Update it to include when to partition topics and how consumer groups enable parallel processing.

Try With AI

Use your AI companion to reinforce and extend this mental model.

Prompt 1: Test Your Understanding

text

I just learned about Kafka's architecture. Quiz me on it - ask me to explain:
1. What's the relationship between topics, partitions, and offsets?

2. How do consumer groups enable parallel processing?

3. What happens when a consumer crashes mid-processing?

Challenge my answers and correct any misconceptions.

What you're learning: Active recall strengthens mental models. Your AI partner acts as an expert interviewer, testing edge cases you might not have considered.

Prompt 2: Visualize Your Use Case

text

I'm building an agent system where:
- A Task API creates tasks
- A Notification Service sends alerts
- An Audit Service logs all changes
- An Analytics Service computes metrics

Help me design the Kafka topology. Ask me:
- How many topics do I need?
- How should I choose partition counts?
- What should my consumer groups look like?
- What keys should I use for ordering guarantees?

What you're learning: Applying abstract concepts to your specific domain. The AI helps you think through trade-offs rather than prescribing a solution.

Prompt 3: Explore Edge Cases

text

Walk me through what happens in these Kafka failure scenarios:
1. A broker crashes while a producer is sending a message

2. A consumer processes a message but crashes before committing

3. A consumer group rebalances while processing is in progress

For each scenario, explain what Kafka guarantees and what my application needs to handle.

What you're learning: Failure modes reveal how well you understand the system.

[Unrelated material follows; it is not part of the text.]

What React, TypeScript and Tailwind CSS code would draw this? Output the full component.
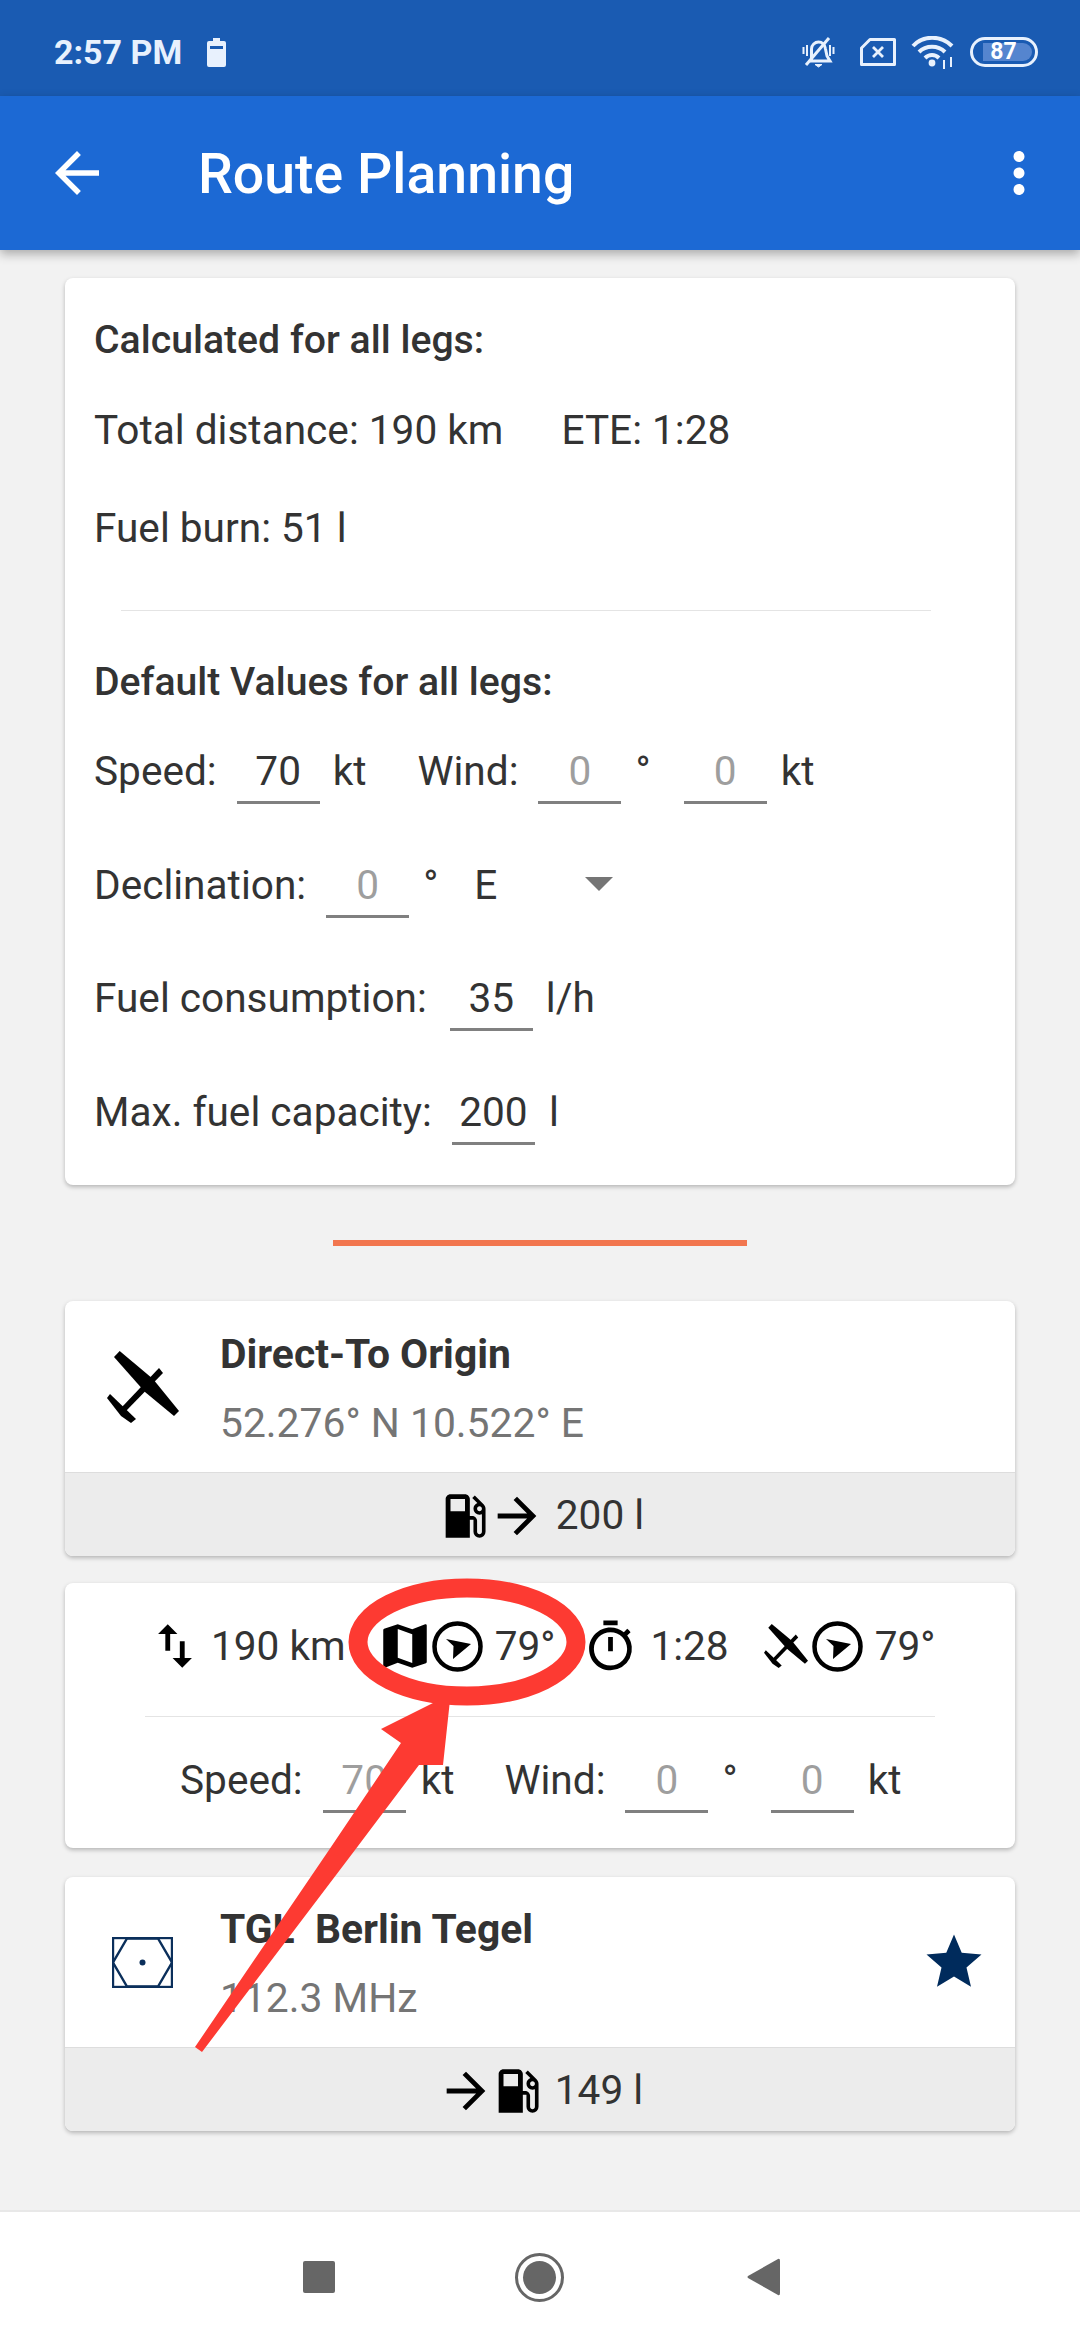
import { MdArrowBack, MdArrowForward, MdLocalGasStation, MdMap, MdMoreVert, MdOutlineTimer, MdStar, MdSwapVert } from 'react-icons/md'

function Field({ value, muted, className }: { value: string; muted?: boolean; className?: string }) {
  return (
    <div className={`w-[83px] h-[64px] border-b-[3px] border-[#808080] text-center leading-[63px] ${muted ? 'text-[#9e9e9e]' : ''} ${className ?? ''}`}>
      {value}
    </div>
  )
}

function Plane({ size }: { size: number }) {
  return (
    <svg width={size} height={size} viewBox="0 0 72 72" className="shrink-0">
      <path d="M12.7 0 L46 28 L72 60 L67 65 L38 41 L7 6 Z" fill="#000" />
      <path d="M52 17 L56 22 L19 60 L15 56 Z" fill="#000" />
      <path d="M3 43 L29 68 L24 72 L14 65 L0 47 Z" fill="#000" />
    </svg>
  )
}

function Compass() {
  return (
    <svg width="51" height="51" viewBox="0 0 51 51" className="shrink-0">
      <circle cx="25.5" cy="25.5" r="23" fill="none" stroke="#000" strokeWidth="4.5" />
      <path d="M39 23 L14 18 L21.5 25 L21 38 Z" fill="#000" />
    </svg>
  )
}

function Footer({ children }: { children: React.ReactNode }) {
  return (
    <div className="h-[84px] bg-[#ececec] border-t border-[#dddddd] rounded-b-[8px] flex items-center justify-center pt-[2px]">
      {children}
    </div>
  )
}

function StatusIcons() {
  return (
    <div className="flex items-center text-[#e8f1fd]">
      {/* muted bell */}
      <svg width="33" height="32" viewBox="0 0 33 32" fill="none" stroke="currentColor" strokeWidth="3">
        <path d="M9.5 24 V13 C9.5 9 13 6 16.5 6 C20 6 23 8.5 23.5 13 L25 20 L28 25 H8" />
        <path d="M4 29 L27 2" />
        <path d="M1.5 11 V18 M5 9 V20 M28 9 V20 M31.5 11 V18" strokeWidth="2" />
        <path d="M13 28.5 H20 L16.5 31 Z" fill="currentColor" strokeWidth="1" />
      </svg>
      <svg width="36" height="28" viewBox="0 0 36 28" fill="none" stroke="currentColor" strokeWidth="3" className="ml-[25px]">
        <path d="M10 1.5 H34.5 V26.5 H1.5 V10 Z" strokeLinejoin="round" />
        <path d="M13 9 L23 19 M23 9 L13 19" strokeWidth="2.8" />
      </svg>
      <svg width="44" height="33" viewBox="0 0 44 33" fill="none" stroke="currentColor" strokeWidth="4" className="ml-[15px]">
        <path d="M2 10 C12 -1 30 -1 41 10" />
        <path d="M8 16 C15 9 27 9 34 16" />
        <path d="M14 22 C18 18 24 18 28 22" />
        <circle cx="21" cy="27" r="3.4" fill="currentColor" stroke="none" />
        <path d="M33 24 V33 M40 21 V31" strokeWidth="2" />
      </svg>
      <div className="ml-[15px] w-[68px] h-[30px] rounded-full border-[3px] border-[#e8f1fd] flex items-center pl-[10px] pr-[3px]">
        <div className="w-full h-[18px] rounded-r-full bg-[#5585cf] text-[23px] leading-[18px] font-bold text-center pr-[8px] text-white">87</div>
      </div>
    </div>
  )
}

export default function App() {
  return (
    <div className="relative w-[1080px] h-[2340px] overflow-hidden flex flex-col bg-[#f2f2f2] text-[#333333] text-[40.6px] font-['Roboto',sans-serif]">
      {/* Status bar */}
      <div className="h-[96px] shrink-0 bg-[#1a5bb2] flex items-center pl-[54px] pr-[42px] pt-[8px] text-[#e8f1fd]">
        <span className="text-[34px] font-bold">2:57 PM</span>
        <svg width="19" height="29" viewBox="0 0 19 29" className="ml-[25px]">
          <path d="M6 0 H13 V3 H17 Q19 3 19 5 V27 Q19 29 17 29 H2 Q0 29 0 27 V5 Q0 3 2 3 H6 Z M3 8 V11 H16 V8 Z" fill="currentColor" fillRule="evenodd" />
        </svg>
        <div className="ml-auto">
          <StatusIcons />
        </div>
      </div>

      {/* Toolbar */}
      <div className="h-[154px] shrink-0 bg-[#1c69d4] flex items-center pl-[44px] pr-[28px] text-white shadow-[0_4px_10px_rgba(0,0,0,0.3)] z-10">
        <MdArrowBack size={66} />
        <span className="ml-[88px] text-[55.4px] font-medium pt-[4px]">Route Planning</span>
        <MdMoreVert size={66} className="ml-auto" />
      </div>

      <div className="flex-1 flex flex-col px-[65px] pt-[28px]">
        {/* Summary card */}
        <div className="bg-white rounded-[8px] shadow-[0_2px_4px_rgba(0,0,0,0.25)] pt-[32px] pb-[40px] px-[29px]">
          <div className="h-[60px] leading-[60px] font-medium text-[39.2px]">Calculated for all legs:</div>
          <div className="mt-[30px] h-[60px] leading-[60px] flex">
            <span>Total distance: 190 km</span>
            <span className="ml-[58px]">ETE: 1:28</span>
          </div>
          <div className="mt-[38px] h-[60px] leading-[60px]">Fuel burn: 51 l</div>
          <div className="mt-[52px] ml-[27px] mr-[55px] h-px bg-[#e4e4e4]" />
          <div className="mt-[41px] h-[60px] leading-[60px] font-medium text-[39.2px]">Default Values for all legs:</div>
          <div className="mt-[28px] h-[64px] flex leading-[63px]">
            <span>Speed:</span>
            <Field value="70" className="ml-[20px]" />
            <span className="ml-[13px]">kt</span>
            <span className="ml-[51px]">Wind:</span>
            <Field value="0" muted className="ml-[20px]" />
            <span className="ml-[14px]">°</span>
            <Field value="0" muted className="ml-[33px]" />
            <span className="ml-[14px]">kt</span>
          </div>
          <div className="mt-[50px] h-[64px] flex leading-[63px]">
            <span>Declination:</span>
            <Field value="0" muted className="ml-[20px]" />
            <span className="ml-[14px]">°</span>
            <span className="ml-[36px]">E</span>
            <div className="ml-[88px] mt-[23px] w-0 h-0 border-x-[14px] border-x-transparent border-t-[14px] border-t-[#757575]" />
          </div>
          <div className="mt-[49px] h-[64px] flex leading-[63px]">
            <span>Fuel consumption:</span>
            <Field value="35" className="ml-[23px]" />
            <span className="ml-[13px]">l/h</span>
          </div>
          <div className="mt-[50px] h-[64px] flex leading-[63px]">
            <span>Max. fuel capacity:</span>
            <Field value="200" className="ml-[20px]" />
            <span className="ml-[14px]">l</span>
          </div>
        </div>

        <div className="mt-[55px] h-[6px] w-[414px] self-center bg-[#f2764f]" />

        {/* Origin */}
        <div className="mt-[55px] bg-white rounded-[8px] shadow-[0_2px_4px_rgba(0,0,0,0.25)]">
          <div className="h-[171px] flex items-center pl-[42px]">
            <Plane size={72} />
            <div className="ml-[41px]">
              <div className="h-[60px] leading-[64px] font-bold text-[40.8px]">Direct-To Origin</div>
              <div className="mt-[10px] h-[60px] leading-[62px] text-[40.8px] text-[#757575]">52.276° N 10.522° E</div>
            </div>
          </div>
          <Footer>
            <MdLocalGasStation size={58} className="text-black" />
            <MdArrowForward size={58} className="text-black -ml-[6px]" />
            <span className="ml-[10px]">200 l</span>
          </Footer>
        </div>

        {/* Leg */}
        <div className="mt-[27px] bg-white rounded-[8px] shadow-[0_2px_4px_rgba(0,0,0,0.25)]">
          <div className="mt-[33px] h-[60px] leading-[60px] flex items-center pl-[81px]">
            <MdSwapVert size={58} className="text-black shrink-0" />
            <span className="ml-[7px]">190 km</span>
            <MdMap size={58} className="text-black shrink-0 ml-[30px]" />
            <div className="-ml-[2px]"><Compass /></div>
            <span className="ml-[12px]">79°</span>
            <MdOutlineTimer size={57} className="text-black shrink-0 ml-[27px]" />
            <span className="ml-[11px]">1:28</span>
            <div className="ml-[35px]"><Plane size={44} /></div>
            <div className="ml-[4px]"><Compass /></div>
            <span className="ml-[12px]">79°</span>
          </div>
          <div className="mt-[40px] mx-[80px] h-px bg-[#e4e4e4]" />
          <div className="mt-[32px] pb-[35px] pl-[115px] h-[99px] flex leading-[63px]">
            <span>Speed:</span>
            <Field value="70" muted className="ml-[20px]" />
            <span className="ml-[15px]">kt</span>
            <span className="ml-[50px]">Wind:</span>
            <Field value="0" muted className="ml-[20px]" />
            <span className="ml-[14px]">°</span>
            <Field value="0" muted className="ml-[33px]" />
            <span className="ml-[14px]">kt</span>
          </div>
        </div>

        {/* Destination */}
        <div className="mt-[29px] bg-white rounded-[8px] shadow-[0_2px_4px_rgba(0,0,0,0.25)]">
          <div className="h-[170px] flex items-center pl-[47px] pr-[28px]">
            <svg width="61" height="51" viewBox="0 0 61 51" fill="none" stroke="#0b2f5b" className="shrink-0">
              <rect x="1" y="1" width="59" height="49" strokeWidth="2.4" />
              <path d="M15 1.5 H46 L60 25.5 L46 49.5 H15 L1 25.5 Z" strokeWidth="2.4" />
              <circle cx="30.5" cy="25.5" r="3" fill="#0b2f5b" stroke="none" />
            </svg>
            <div className="ml-[47px]">
              <div className="h-[60px] leading-[64px] font-bold text-[40.8px] whitespace-pre">TGL  Berlin Tegel</div>
              <div className="mt-[10px] h-[60px] leading-[62px] text-[40.8px] text-[#757575]">112.3 MHz</div>
            </div>
            <MdStar size={66} className="ml-auto text-[#002b5c]" />
          </div>
          <Footer>
            <MdArrowForward size={58} className="text-black" />
            <MdLocalGasStation size={58} className="text-black -ml-[6px]" />
            <span className="ml-[8px]">149 l</span>
          </Footer>
        </div>
      </div>

      {/* Nav bar */}
      <div className="h-[130px] shrink-0 bg-white border-t-2 border-[#e8e8e8] flex items-center justify-center pt-[2px] pl-[2px]">
        <div className="w-[32px] h-[32px] rounded-[2px] bg-[#666666]" />
        <div className="ml-[180px] w-[49px] h-[49px] rounded-full border-[3px] border-[#666666] flex items-center justify-center">
          <div className="w-[33px] h-[33px] rounded-full bg-[#666666]" />
        </div>
        <svg width="33" height="38" viewBox="0 0 33 38" className="ml-[183px]">
          <path d="M31 1 Q33 0 33 3 V35 Q33 38 31 37 L1 20 Q0 19 1 18 Z" fill="#666666" />
        </svg>
      </div>

      {/* Red annotation drawn on top of the screenshot */}
      <svg viewBox="0 0 1080 2340" className="absolute inset-0 w-[1080px] h-[2340px] pointer-events-none z-20">
        <ellipse cx="467" cy="1642" rx="109" ry="54" fill="none" stroke="#fd3a32" strokeWidth="19" />
        <path d="M450 1700 L443 1765 L419 1765 L355 1850 L202 2052 L195 2047 L329 1850 L401 1743 L381 1729 L439 1700 Z" fill="#fd3a32" />
      </svg>
    </div>
  )
}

Understanding what Kafka guarantees versus what your code must handle is crucial for production reliability.

Safety Note

When exploring Kafka with AI, verify configuration recommendations against official documentation. Default settings differ between development and production, and incorrect settings (like acks=0 for critical data) can cause data loss. Always test failure scenarios in a non-production environment first.